> **Exercise brief**
Output every line of the material exactly, omitting images.

> **Data**
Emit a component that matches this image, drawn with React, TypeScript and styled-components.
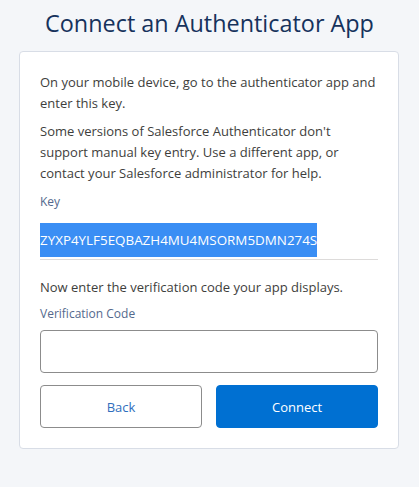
import React from "react";
import styled, { createGlobalStyle } from "styled-components";

const GlobalStyle = createGlobalStyle`
    html, body {
        margin: 0;
        padding: 0;
        background: #f4f6f9;
    }
    body {
        font-family: "Open Sans", "Liberation Sans", sans-serif;
    }
`;

const Page = styled.main`
    display: flex;
    flex-direction: column;
    align-items: center;
    width: 419px;
    min-height: 487px;
    background: #f4f6f9;
`;

const Title = styled.h2`
    margin: 8px 0 13px;
    font-size: 23.4px;
    font-weight: 400;
    line-height: 30px;
    color: #16325c;
`;

const Card = styled.section`
    box-sizing: border-box;
    width: 380px;
    margin-left: -1px;
    padding: 20px;
    background: #fff;
    border: 1px solid #d8dde6;
    border-radius: 4px;
`;

const Text = styled.p<{ $gap?: number }>`
    margin: ${(p) => p.$gap ?? 0}px 0 7px;
    font-size: 13px;
    line-height: 21px;
    color: #3e3e3c;
`;

const Label = styled.div<{ $gap?: number }>`
    margin-top: ${(p) => p.$gap ?? 0}px;
    font-size: 12px;
    line-height: 18px;
    color: #54698d;
`;

const KeyField = styled.div`
    margin-top: 12px;
    padding-bottom: 2px;
    border-bottom: 1px solid #dddbda;
`;

const KeyValue = styled.span`
    display: inline-block;
    height: 34px;
    line-height: 34px;
    font-size: 13.4px;
    color: #fff;
    background: #3a8ef4;
`;

const Input = styled.input`
    box-sizing: border-box;
    display: block;
    width: 100%;
    height: 43px;
    margin-top: 7px;
    border: 1px solid #8c8c8c;
    border-radius: 4px;
    background: #fff;
`;

const Actions = styled.div`
    display: grid;
    grid-template-columns: 1fr 1fr;
    gap: 14px;
    margin-top: 12px;
`;

const Button = styled.button<{ $primary?: boolean }>`
    height: 43px;
    border-radius: 4px;
    font-family: inherit;
    font-size: 13px;
    border: 1px solid ${(p) => (p.$primary ? "#0070d2" : "#8c8c8c")};
    background: ${(p) => (p.$primary ? "#0070d2" : "#fff")};
    color: ${(p) => (p.$primary ? "#fff" : "#2f6ebd")};
`;

export default function App() {
    return (
        <Page>
            <GlobalStyle />
            <Title>Connect an Authenticator App</Title>
            <Card>
                <Text>On your mobile device, go to the authenticator app and enter this key.</Text>
                <Text>
                    Some versions of Salesforce Authenticator don't support manual key entry. Use a
                    different app, or contact your Salesforce administrator for help.
                </Text>
                <Label $gap={9}>Key</Label>
                <KeyField>
                    <KeyValue>ZYXP4YLF5EQBAZH4MU4MSORM5DMN274S</KeyValue>
                </KeyField>
                <Text $gap={17}>Now enter the verification code your app displays.</Text>
                <Label>Verification Code</Label>
                <Input type="text" />
                <Actions>
                    <Button>Back</Button>
                    <Button $primary>Connect</Button>
                </Actions>
            </Card>
        </Page>
    );
}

> **Solution**
Emit a component that matches this image, drawn with React, TypeScript and styled-components.
import React from "react";
import styled, { createGlobalStyle } from "styled-components";

const GlobalStyle = createGlobalStyle`
    html, body {
        margin: 0;
        padding: 0;
        background: #f4f6f9;
    }
    body {
        font-family: "Open Sans", "Liberation Sans", sans-serif;
    }
`;

const Page = styled.main`
    display: flex;
    flex-direction: column;
    align-items: center;
    width: 419px;
    min-height: 487px;
    background: #f4f6f9;
`;

const Title = styled.h2`
    margin: 8px 0 13px;
    font-size: 23.4px;
    font-weight: 400;
    line-height: 30px;
    color: #16325c;
`;

const Card = styled.section`
    box-sizing: border-box;
    width: 380px;
    margin-left: -1px;
    padding: 20px;
    background: #fff;
    border: 1px solid #d8dde6;
    border-radius: 4px;
`;

const Text = styled.p<{ $gap?: number }>`
    margin: ${(p) => p.$gap ?? 0}px 0 7px;
    font-size: 13px;
    line-height: 21px;
    color: #3e3e3c;
`;

const Label = styled.div<{ $gap?: number }>`
    margin-top: ${(p) => p.$gap ?? 0}px;
    font-size: 12px;
    line-height: 18px;
    color: #54698d;
`;

const KeyField = styled.div`
    margin-top: 12px;
    padding-bottom: 2px;
    border-bottom: 1px solid #dddbda;
`;

const KeyValue = styled.span`
    display: inline-block;
    height: 34px;
    line-height: 34px;
    font-size: 13.4px;
    color: #fff;
    background: #3a8ef4;
`;

const Input = styled.input`
    box-sizing: border-box;
    display: block;
    width: 100%;
    height: 43px;
    margin-top: 7px;
    border: 1px solid #8c8c8c;
    border-radius: 4px;
    background: #fff;
`;

const Actions = styled.div`
    display: grid;
    grid-template-columns: 1fr 1fr;
    gap: 14px;
    margin-top: 12px;
`;

const Button = styled.button<{ $primary?: boolean }>`
    height: 43px;
    border-radius: 4px;
    font-family: inherit;
    font-size: 13px;
    border: 1px solid ${(p) => (p.$primary ? "#0070d2" : "#8c8c8c")};
    background: ${(p) => (p.$primary ? "#0070d2" : "#fff")};
    color: ${(p) => (p.$primary ? "#fff" : "#2f6ebd")};
`;

export default function App() {
    return (
        <Page>
            <GlobalStyle />
            <Title>Connect an Authenticator App</Title>
            <Card>
                <Text>On your mobile device, go to the authenticator app and enter this key.</Text>
                <Text>
                    Some versions of Salesforce Authenticator don't support manual key entry. Use a
                    different app, or contact your Salesforce administrator for help.
                </Text>
                <Label $gap={9}>Key</Label>
                <KeyField>
                    <KeyValue>ZYXP4YLF5EQBAZH4MU4MSORM5DMN274S</KeyValue>
                </KeyField>
                <Text $gap={17}>Now enter the verification code your app displays.</Text>
                <Label>Verification Code</Label>
                <Input type="text" />
                <Actions>
                    <Button>Back</Button>
                    <Button $primary>Connect</Button>
                </Actions>
            </Card>
        </Page>
    );
}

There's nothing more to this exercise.